In the purge treatment, the controller 31 first opens the electrically operated valve V39 to introduce steam from the steam generator 3, and causes the steam to flow to the reforming reactor 12 via the pipe P2. At the same time, the controller 31 opens the electrically operated valve V35 to cause the steam to flow from the reforming reactor 12 via the pipes P5, P6, P7 and P10 in the forward direction (a direction indicated by a full line).

It is to be noted that the controller 31 controls the electrically operated valve V32 and V36 into a blocking state since the operation is stopped.

Thus, the steam is caused to flow as the purge gas such that the residual gas is purged to the exhaust gas treatment unit 16 while cooling the reforming reactor 12, the CO shift reactor 13 and the CO selective oxidation reactor 14.

Next, the controller 31 opens the electrically operated valves V37 and V40 to cause the air from the air supplier 4 to flow to the reforming reactor 12 via the pipes P8 and P5 in the opposite direction.

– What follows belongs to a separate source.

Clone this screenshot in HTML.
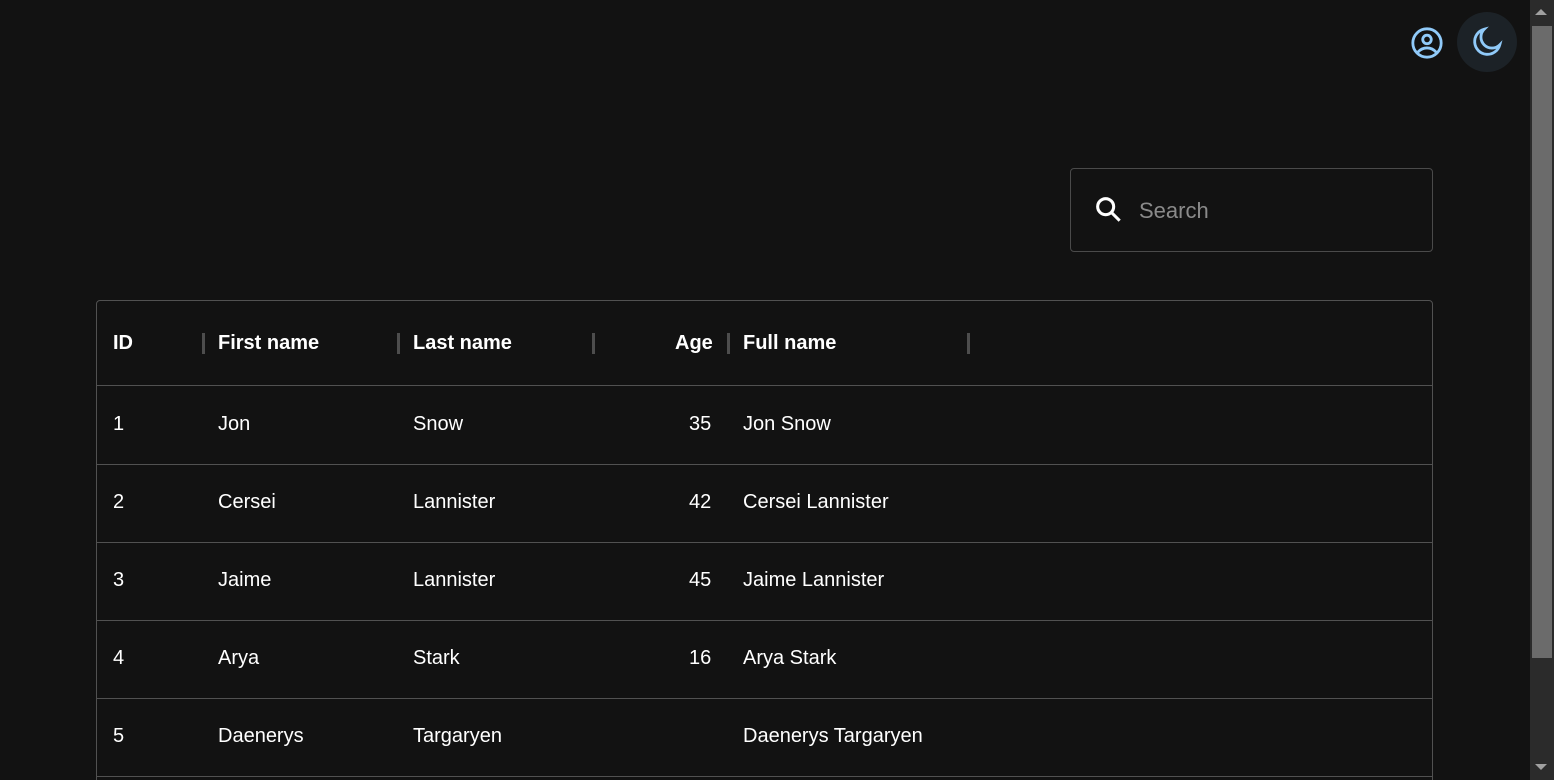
<!DOCTYPE html>
<html style="height:780px;overflow:hidden"><head><style>
body{margin:0;background:#121212;width:1554px;height:780px;overflow:hidden;font-family:"Liberation Sans",sans-serif;color:#fff;position:relative}
.sb{position:absolute;left:1530px;top:0;width:24px;height:780px;background:#2b2b2b}
.thumb{position:absolute;left:1532px;top:26px;width:20px;height:632px;background:#6b6b6b}
.arr{position:absolute;left:1535px;width:0;height:0;border-left:6px solid transparent;border-right:6px solid transparent}
.search{position:absolute;left:1070px;top:168px;width:363px;height:84px;border:1px solid #4a4a4a;border-radius:4px;box-sizing:border-box}
.search span{position:absolute;left:68px;top:29px;font-size:22px;color:#8a8a8a}
.grid{position:absolute;left:96px;top:300px;width:1337px;height:490px;border:1px solid #515151;border-radius:4px;box-sizing:border-box}
.row{position:absolute;left:0;width:1335px;height:78px;border-bottom:1px solid #515151;font-size:20px}
.row div{position:absolute;top:27px}
.hd{font-weight:bold}
.sep{position:absolute;top:32px;width:3px;height:21px;background:#4d4d4d}
.hd .sep{top:32px}
</style></head><body>
<svg style="position:absolute;left:1410px;top:26px" width="34" height="34" viewBox="0 0 24 24" fill="none" stroke="#90caf9" stroke-width="2"><circle cx="12" cy="12" r="10"/><circle cx="12" cy="9.5" r="3"/><path d="M5.5 18.5c1.8-2 4-3 6.5-3s4.7 1 6.5 3"/></svg>
<div style="position:absolute;left:1457px;top:12px;width:60px;height:60px;border-radius:50%;background:#1c2227"></div>
<svg style="position:absolute;left:1470px;top:25px" width="34" height="34" viewBox="0 0 24 24" fill="none" stroke="#90caf9" stroke-width="2"><path d="M10 3a9 9 0 1 0 11 11a7.5 7.5 0 0 1-11-11z"/></svg>
<div class="sb"></div><div class="thumb"></div>
<div class="arr" style="top:9px;border-bottom:6px solid #a0a0a0"></div>
<div class="arr" style="top:764px;border-top:6px solid #a0a0a0"></div>
<div class="search"><svg style="position:absolute;left:22px;top:25px" width="32" height="32" viewBox="0 0 24 24" fill="none" stroke="#fff" stroke-width="2.3"><circle cx="9.5" cy="9.5" r="6"/><path d="M14 14l6 6"/></svg><span>Search</span></div>
<div class="grid">
<div class="row hd" style="top:0;height:84px"><div style="left:16px;top:31px">ID</div><div class="sep" style="left:105px"></div><div style="left:121px;top:31px">First name</div><div class="sep" style="left:300px"></div><div style="left:316px;top:31px">Last name</div><div class="sep" style="left:495px"></div><div style="left:578px;top:31px">Age</div><div class="sep" style="left:630px"></div><div style="left:646px;top:31px">Full name</div><div class="sep" style="left:870px"></div></div>
<div class="row" style="top:85px"><div style="left:16px">1</div><div style="left:121px">Jon</div><div style="left:316px">Snow</div><div style="left:592px">35</div><div style="left:646px">Jon Snow</div></div>
<div class="row" style="top:163px"><div style="left:16px">2</div><div style="left:121px">Cersei</div><div style="left:316px">Lannister</div><div style="left:592px">42</div><div style="left:646px">Cersei Lannister</div></div>
<div class="row" style="top:241px"><div style="left:16px">3</div><div style="left:121px">Jaime</div><div style="left:316px">Lannister</div><div style="left:592px">45</div><div style="left:646px">Jaime Lannister</div></div>
<div class="row" style="top:319px"><div style="left:16px">4</div><div style="left:121px">Arya</div><div style="left:316px">Stark</div><div style="left:592px">16</div><div style="left:646px">Arya Stark</div></div>
<div class="row" style="top:397px"><div style="left:16px">5</div><div style="left:121px">Daenerys</div><div style="left:316px">Targaryen</div><div style="left:646px">Daenerys Targaryen</div></div>
</div>
</body></html>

That is, the air passes the reforming reactor 12 and flows via a pipe P3 and the electrically operated valve V40 in the opposite direction (a direction indication by a dotted line).

It is to be noted that the air from the air supplier 4 branches at the pipe P5 to flow toward the CO shift reactor 13, the CO selective oxidation reactor 14 and the pipe P10.

Thus, the steam is first caused to flow as the purge gas in the forward direction such that the residual gas can be purged while cooling the reforming reactor 12, the CO shift reactor 13 and the CO selective oxidation reactor 14.

Furthermore, the air is caused to flow as the purge gas in the opposite direction such that the water material from the steam is removed especially in the reforming reactor 12 and the residual gas can be purged. Here, the air is caused to flow in the opposite direction such that it is possible to restrain diffusion of sulfur poisoning in which the sulfur compound adsorbed by the catalyst of the reforming reactor 12 is diffused to the CO shift reactor 13, the CO selective oxidation reactor 14 and the like.

That is, the air is caused to flow as the purge gas in the opposite direction, thereby making it possible to restore activity of the catalyst owing to a reaction between the sulfur compound adsorbed by the catalyst of the reforming reactor 12 and oxygen. Moreover, the sulfur poisoning can be restrained from being diffused in the fuel processing system 10, and it is therefore possible to prolong a life of the device.

EFFECTS OF THE PRESENT EMBODIMENT

Here, effects of the purge treatment in the present embodiment will be specifically described referring to FIGS. 4(A) to (C).

FIG. 4(A) shows experimental results indicating a sulfur poisoning amount over the catalytic layer in relation to the reforming reactor 12; FIG. 4(B) shows experimental results in relation to the carbon monoxide shift reactor 13; and FIG. 4(C) shows experimental results in relation to the carbon monoxide selective oxidation reactor 14.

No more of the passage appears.